Proof #7: John’s Appearance in AD 96

A seventh reason to believe the Book of Revelation was written at the earlier date is the appearance of John in AD 96. Jerome noted in his writings that John was seen in AD 96, and he was so old and infirm that “he was with difficulty carried to the church, and could speak only a few words to the people.” We must put this fact together with Revelation 10: 11, which says John must “prophesy again concerning many peoples and nations and tongues and kings.” It is difficult to imagine John would be able to speak to many nations and many kings at any date after AD 96 since he was already elderly and feeble.
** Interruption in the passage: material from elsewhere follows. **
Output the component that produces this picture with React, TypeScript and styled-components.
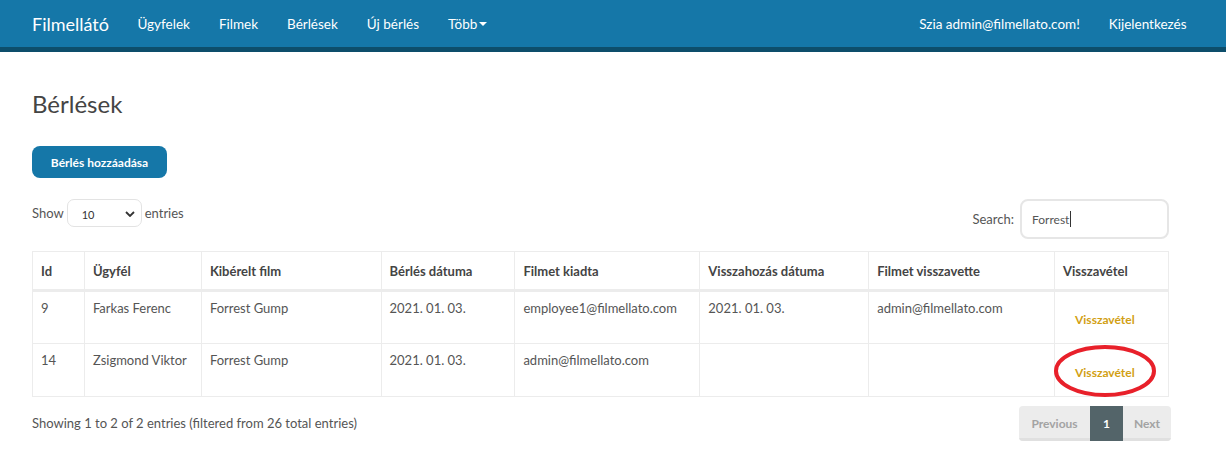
import React from "react";
import styled, { createGlobalStyle } from "styled-components";

const Global = createGlobalStyle`
  html, body { margin: 0; padding: 0; background: #fff; }
  body { font-family: Lato, "Noto Sans", sans-serif; color: #555; font-size: 13px; }
  * { box-sizing: border-box; }
`;

const Nav = styled.nav`
  height: 52px;
  background: #1577a8;
  border-bottom: 5px solid #0d4e6b;
  display: flex;
  align-items: center;
  padding: 0 25px 0 32px;
  color: #fff;
`;

const Brand = styled.span`
  font-size: 18px;
  margin-right: 14px;
`;

const NavLink = styled.span`
  font-size: 13.5px;
  padding: 0 14.5px;
  display: flex;
  align-items: center;
  gap: 2px;
`;

const Spacer = styled.div`
  flex: 1;
`;

const Main = styled.main`
  padding: 38px 32px 0 32px;
  width: 1201px;
`;

const Title = styled.h1`
  margin: 0;
  font-size: 24px;
  font-weight: 400;
  color: #444;
  line-height: 28px;
`;

const PrimaryButton = styled.button`
  margin-top: 28px;
  width: 135px;
  height: 32px;
  border: none;
  border-radius: 8px;
  background: #1577a8;
  color: #fff;
  font-family: inherit;
  font-weight: 700;
  font-size: 12px;
  display: block;
`;

const Controls = styled.div`
  margin-top: 21px;
  display: flex;
  justify-content: space-between;
  align-items: flex-start;
`;

const Length = styled.label`
  display: flex;
  align-items: center;
  gap: 3px;
  height: 28px;
`;

const SelectBox = styled.div`
  width: 75px;
  height: 28px;
  border: 1px solid #e3e3e3;
  border-radius: 7px;
  display: flex;
  align-items: center;
  justify-content: space-between;
  padding: 2px 6px 0 14px;
  font-size: 11px;
  color: #333;
`;

const SearchWrap = styled.label`
  display: flex;
  align-items: center;
  gap: 6px;
`;

const SearchInput = styled.div`
  width: 149px;
  height: 40px;
  border: 2px solid #e6e6e6;
  border-radius: 8px;
  display: flex;
  align-items: center;
  padding-left: 10px;
  font-size: 12px;
  color: #555;
`;

const Caret = styled.span`
  display: inline-block;
  width: 1px;
  height: 16px;
  background: #333;
  margin-left: 1px;
`;

const Table = styled.table`
  margin-top: 12px;
  width: 1137px;
  border-collapse: collapse;
`;

const Th = styled.th<{ w: number }>`
  width: ${(p) => p.w}px;
  text-align: left;
  font-weight: 700;
  color: #444;
  height: 39px;
  padding: 0 8px;
  border: 1px solid #ececec;
  border-bottom: 3px solid #ececec;
  white-space: nowrap;
`;

const Td = styled.td`
  vertical-align: top;
  padding: 8px 8px 0 8px;
  height: 53px;
  border: 1px solid #ececec;
  color: #555;
  white-space: nowrap;
`;

const ActionTd = styled(Td)`
  vertical-align: middle;
  padding: 0 8px;
  position: relative;
`;

const LinkButton = styled.button`
  background: none;
  border: none;
  color: #d29f14;
  font-family: inherit;
  font-weight: 700;
  font-size: 12px;
  padding: 4px 12px 0 12px;
`;

const Footer = styled.div`
  margin-top: 9px;
  display: flex;
  justify-content: space-between;
  align-items: flex-start;
`;

const Info = styled.div`
  padding-top: 9px;
`;

const Pager = styled.div`
  display: flex;
  border-radius: 4px;
  overflow: hidden;
  margin-right: -2px;
`;

const PageBtn = styled.span<{ active?: boolean; w: number }>`
  width: ${(p) => p.w}px;
  height: 35px;
  display: flex;
  align-items: center;
  justify-content: center;
  font-size: 12px;
  font-weight: 700;
  background: ${(p) => (p.active ? "#536469" : "#ececec")};
  color: ${(p) => (p.active ? "#fff" : "#a3a3a3")};
  border-bottom: 3px solid ${(p) => (p.active ? "#536469" : "#e0e0e0")};
  padding-top: 3px;
`;

const Annotation = styled.svg`
  position: absolute;
  left: -2px;
  top: -1px;
  pointer-events: none;
`;

const rows = [
  ["9", "Farkas Ferenc", "Forrest Gump", "2021. 01. 03.", "employee1@filmellato.com", "2021. 01. 03.", "admin@filmellato.com"],
  ["14", "Zsigmond Viktor", "Forrest Gump", "2021. 01. 03.", "admin@filmellato.com", "", ""],
];

const cols: [string, number][] = [
  ["Id", 52],
  ["Ügyfél", 117],
  ["Kibérelt film", 180],
  ["Bérlés dátuma", 134],
  ["Filmet kiadta", 185],
  ["Visszahozás dátuma", 169],
  ["Filmet visszavette", 186],
  ["Visszavétel", 114],
];

export default function App() {
  return (
    <>
      <Global />
      <Nav>
        <Brand>Filmellátó</Brand>
        <NavLink>Ügyfelek</NavLink>
        <NavLink>Filmek</NavLink>
        <NavLink>Bérlések</NavLink>
        <NavLink>Új bérlés</NavLink>
        <NavLink>
          Több
          <svg width="8" height="4" viewBox="0 0 8 4">
            <path d="M0 0h8L4 4z" fill="#fff" />
          </svg>
        </NavLink>
        <Spacer />
        <NavLink>Szia admin@filmellato.com!</NavLink>
        <NavLink>Kijelentkezés</NavLink>
      </Nav>
      <Main>
        <Title>Bérlések</Title>
        <PrimaryButton>Bérlés hozzáadása</PrimaryButton>
        <Controls>
          <Length>
            Show
            <SelectBox>
              <span>10</span>
              <svg width="10" height="6" viewBox="0 0 10 6">
                <path d="M1 1l4 4 4-4" stroke="#333" strokeWidth="1.8" fill="none" />
              </svg>
            </SelectBox>
            entries
          </Length>
          <SearchWrap>
            Search:
            <SearchInput>
              Forrest
              <Caret />
            </SearchInput>
          </SearchWrap>
        </Controls>
        <Table>
          <thead>
            <tr>
              {cols.map(([c, w]) => (
                <Th key={c} w={w}>
                  {c}
                </Th>
              ))}
            </tr>
          </thead>
          <tbody>
            {rows.map((r, ri) => (
              <tr key={r[0]}>
                {r.map((v, i) => (
                  <Td key={i}>{v}</Td>
                ))}
                <ActionTd>
                  <LinkButton>Visszavétel</LinkButton>
                  {ri === 1 && (
                    <Annotation width="106" height="56" viewBox="0 0 106 56">
                      <ellipse cx="52" cy="28" rx="49" ry="24" fill="none" stroke="#e8202a" strokeWidth="4" />
                    </Annotation>
                  )}
                </ActionTd>
              </tr>
            ))}
          </tbody>
        </Table>
        <Footer>
          <Info>Showing 1 to 2 of 2 entries (filtered from 26 total entries)</Info>
          <Pager>
            <PageBtn w={71}>Previous</PageBtn>
            <PageBtn w={33} active>
              1
            </PageBtn>
            <PageBtn w={48}>Next</PageBtn>
          </Pager>
        </Footer>
      </Main>
    </>
  );
}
Proof #8: Timetable Comparison with Daniel

Eighth, in Daniel’s prophesy about events that would happen hundreds of years later, he was told to “roll up and seal the words of the scroll until the time of the end,” because it was a long way off (Dan. 12: 4ff). By contrast, John was told, “Do not seal up the words of the prophecy of this scroll, because the time is near” (Rev. 22: 10). While Daniel was told to seal the prophecy up because it was a long way off (about 500 years), John was told not to seal it up because it was about to come to pass. In other words, the prophetic events were closer than 500 years. This only makes sense if the book was written prior to AD 70 and the prophecy was fulfilled in AD 70. 

Proof #9: Only Seven Churches

Our ninth proof for an early dating of the writing of Revelation is the existence of only seven churches in Asia Minor (see Rev. 1). This tells us that the book was written before the greater expansion of Christianity into that region, which occurred after the fall of Jerusalem.

These nine points strongly point to a dating of the writing of Revelation prior to AD 70. The debate continues in scholarly circles, yet I believe these points are convincing enough for us to move forward with the idea of a pre– AD 70 writing of Revelation.